In the pictures Henri Pierre Roché took between 1916-18, Marcel Duchamp’s studio appears littered with industrial debris and every-day objects hung to the ceiling or nailed to the floor.  The small porcelain urinal hangs over a doorway. Its origin is unclear. “One of my female friends who had adopted the pseudonym Richard Mutt sent me a porcelain urinal as a sculpture,” Duchamp would later write to his sister, probably referring to Baroness Elsa von Freytag-Loringhoven.
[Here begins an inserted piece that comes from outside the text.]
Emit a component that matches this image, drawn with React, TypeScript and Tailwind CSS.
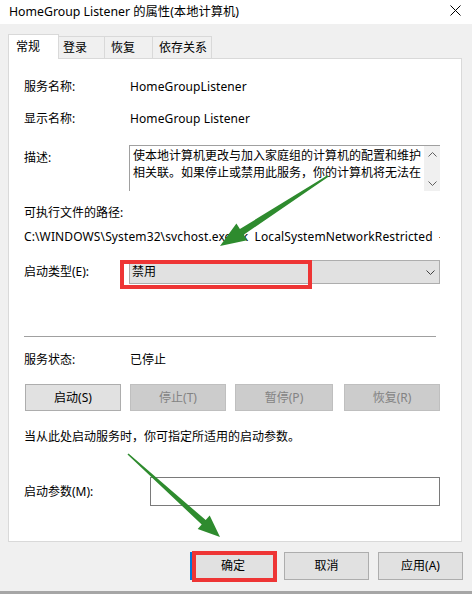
import React from "react";

const Row = ({ label, children, labelW = "w-[106px]", h = "h-[18px]" }: { label: string; children?: React.ReactNode; labelW?: string; h?: string }) => (
  <div className={`flex items-center ${h}`}>
    <div className={`${labelW} shrink-0`}>{label}</div>
    {children}
  </div>
);

export default function App() {
  return (
    <div className="relative w-[472px] h-[594px] overflow-hidden bg-[#f0f0f0] text-[12px] text-black font-['Noto_Sans','Noto_Sans_CJK_SC',sans-serif] leading-[18px]">
      {/* title bar */}
      <div className="h-[24px] bg-white flex items-center justify-between pl-[9px] pr-[11px]">
        <div className="text-[12.3px] leading-[18px] whitespace-nowrap">HomeGroup Listener 的属性(本地计算机)</div>
        <svg width="11" height="11" viewBox="0 0 11 11" className="mb-[4px]">
          <path d="M0.5 0.5 L10.5 10.5 M10.5 0.5 L0.5 10.5" stroke="#000" strokeWidth="1" fill="none" />
        </svg>
      </div>

      {/* tabs */}
      <div className="mt-[10px] pl-[8px] flex items-start h-[25px] -mb-px">
        <div className="relative z-10 w-[51px] h-[25px] bg-white border border-b-0 border-[#d9d9d9] pl-[7px] pt-[3px]">常规</div>
        <div className="mt-[2px] w-[46px] h-[22px] border-t border-r border-[#d9d9d9] pl-[4px] pt-[2px]">登录</div>
        <div className="mt-[2px] w-[48px] h-[22px] border-t border-r border-[#d9d9d9] pl-[6px] pt-[2px]">恢复</div>
        <div className="mt-[2px] w-[59px] h-[22px] border-t border-r border-[#d9d9d9] pl-[6px] pt-[2px]">依存关系</div>
      </div>

      {/* panel */}
      <div className="ml-[8px] w-[454px] h-[484px] bg-white border border-[#d9d9d9] pl-[15px] flex flex-col">
        <div className="h-[19px] shrink-0" />
        <Row label="服务名称:"><span className="tracking-[0.1px]">HomeGroupListener</span></Row>
        <div className="h-[14px] shrink-0" />
        <Row label="显示名称:"><span className="tracking-[0.1px]">HomeGroup Listener</span></Row>
        <div className="h-[17px] shrink-0" />
        <div className="flex h-[46px]">
          <div className="w-[105px] shrink-0 pt-[4px]">描述:</div>
          <div className="w-[311px] h-[46px] border-t border-l border-[#a0a0a0] flex">
            <div className="flex-1 pl-[3px] pt-[1px] leading-[17px] whitespace-nowrap overflow-hidden">
              <div>使本地计算机更改与加入家庭组的计算机的配置和维护</div>
              <div>相关联。如果停止或禁用此服务，你的计算机将无法在</div>
            </div>
            <div className="w-[16px] bg-[#f0f0f0] flex flex-col items-center justify-between pt-[6px] pb-[5px]">
              <svg width="9" height="5" viewBox="0 0 9 5"><path d="M0.5 4.5 L4.5 0.5 L8.5 4.5" stroke="#606060" fill="none" /></svg>
              <svg width="9" height="5" viewBox="0 0 9 5"><path d="M0.5 0.5 L4.5 4.5 L8.5 0.5" stroke="#606060" fill="none" /></svg>
            </div>
          </div>
        </div>
        <div className="h-[13px] shrink-0" />
        <div className="h-[18px] flex items-center">可执行文件的路径:</div>
        <div className="h-[6px] shrink-0" />
        <div className="h-[18px] flex items-center w-[416px] overflow-hidden whitespace-nowrap tracking-[0.12px] [word-spacing:3px]">C:\WINDOWS\System32\svchost.exe -k LocalSystemNetworkRestricted -p</div>
        <div className="h-[14px] shrink-0" />
        <div className="flex items-center h-[24px]">
          <div className="w-[105px] shrink-0">启动类型(E):</div>
          <div className="w-[311px] h-[24px] bg-[#e1e1e1] border border-[#adadad] flex items-center justify-between pl-[2px] pr-[4px]">
            <span>禁用</span>
            <svg width="9" height="5" viewBox="0 0 9 5"><path d="M0.5 0.5 L4.5 4.5 L8.5 0.5" stroke="#404040" fill="none" /></svg>
          </div>
        </div>
        <div className="h-[52px] shrink-0" />
        <div className="h-px w-[412px] bg-[#a0a0a0]" />
        <div className="h-[14px] shrink-0" />
        <Row label="服务状态:">已停止</Row>
        <div className="h-[15px] shrink-0" />
        <div className="flex h-[27px] pl-[1px]">
          <div className="w-[96px] h-[27px] bg-[#e1e1e1] border border-[#adadad] flex items-center justify-center">启动(S)</div>
          <div className="ml-[9px] w-[96px] h-[27px] bg-[#cccccc] border border-[#bfbfbf] text-[#838383] flex items-center justify-center">停止(T)</div>
          <div className="ml-[9px] w-[98px] h-[27px] bg-[#cccccc] border border-[#bfbfbf] text-[#838383] flex items-center justify-center">暂停(P)</div>
          <div className="ml-[11px] w-[96px] h-[27px] bg-[#cccccc] border border-[#bfbfbf] text-[#838383] flex items-center justify-center">恢复(R)</div>
        </div>
        <div className="h-[17px] shrink-0" />
        <div className="h-[18px] flex items-center">当从此处启动服务时，你可指定所适用的启动参数。</div>
        <div className="h-[31px] shrink-0" />
        <div className="flex items-center h-[29px]">
          <div className="w-[126px] shrink-0">启动参数(M):</div>
          <div className="w-[290px] h-[29px] border border-[#7a7a7a] bg-white" />
        </div>
      </div>

      {/* bottom buttons */}
      <div className="mt-[10px] flex pl-[190px]">
        <div className="w-[86px] h-[28px] bg-[#e1e1e1] border-2 border-[#0078d7] flex items-center justify-center">确定</div>
        <div className="ml-[8px] w-[85px] h-[28px] bg-[#e1e1e1] border border-[#adadad] flex items-center justify-center">取消</div>
        <div className="ml-[9px] w-[85px] h-[28px] bg-[#e1e1e1] border border-[#adadad] flex items-center justify-center">应用(A)</div>
      </div>

      {/* window edges */}
      <div className="absolute left-0 right-0 bottom-0 h-[3px] bg-[#a6a6a6]" />

      {/* annotations */}
      <svg className="absolute inset-0 pointer-events-none" width="472" height="594" viewBox="0 0 472 594">
        <rect x="122" y="262" width="188" height="25" fill="none" stroke="#ee3535" strokeWidth="4" />
        <rect x="194" y="553" width="81" height="27" fill="none" stroke="#ee3535" strokeWidth="4" />
        <polygon
          points="328.4,176.7 243.7,234.8 247.2,240.3 220,246 236.4,223.5 239.9,229 327.6,175.3"
          fill="#2e8b2e"
        />
        <polygon
          points="127.5,454.5 201.7,524.5 197.7,529 220,537 209.7,515.6 205.7,520.1 128.5,453.5"
          fill="#2e8b2e"
        />
      </svg>
    </div>
  );
}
Either way, the choice of ready-mades –he claimed– “is always based on visual indifference and, at the same time, on the total absence of good or bad taste.”

 

It was part of the political program of the avant-garde to “replace individualized production with a more collectivized and anonymous practice and simultaneously to evade the individualized address and restricted reception of art,” and, as Elena Filipovic noted, “Ultimately, Duchamp meets the museum’s desire for precision with irony and approximation, its desire for totality with a fragmentary story, its desire for encyclopaedic coverage with “à peu près,” its desire for system and order with volatile taxonomy, its desire for the original with an ensemble of copies, and its desire for linear history with caesura, delay, and ungraspable logic.”

 

No object is a stable, univocal entity. To be clear, an object is not really something one owns or uses; it is rather a relationship into which someone enters. Fifteen years ago, while living in Congo, Kader Attia was given a piece of Kuba raffia cloth to which patches of Vichy fabric had been carefully applied in order to mend a hole, possibly made by wear or by insects. At length, it dawned on him that there was an intention behind the stitching, that the usage of the Vichy fabric was not accidental or arbitrary –simple raffia cloth would do, had the needle worker merely meant to hide the tear. Struck by the poignancy of this artifact, the French-Algerian artist initiated a decade long research on the ontological status of repaired objects. The project’s first iteration, The Repair, shown at the dOCUMENTA (13), was an essay in comparative aesthetics written from the vantage point of the wretched of the West. In the darkened rooms of the Fridericianum, the disfigured faces of World War I soldiers were juxtaposed to broken fetishes, fractured African masks, stitched up pieces of loincloth, describing a narrative arc, from the empirical notion of repair to the juridical realm of “reparation” as in the replenishment of a previously inflicted loss.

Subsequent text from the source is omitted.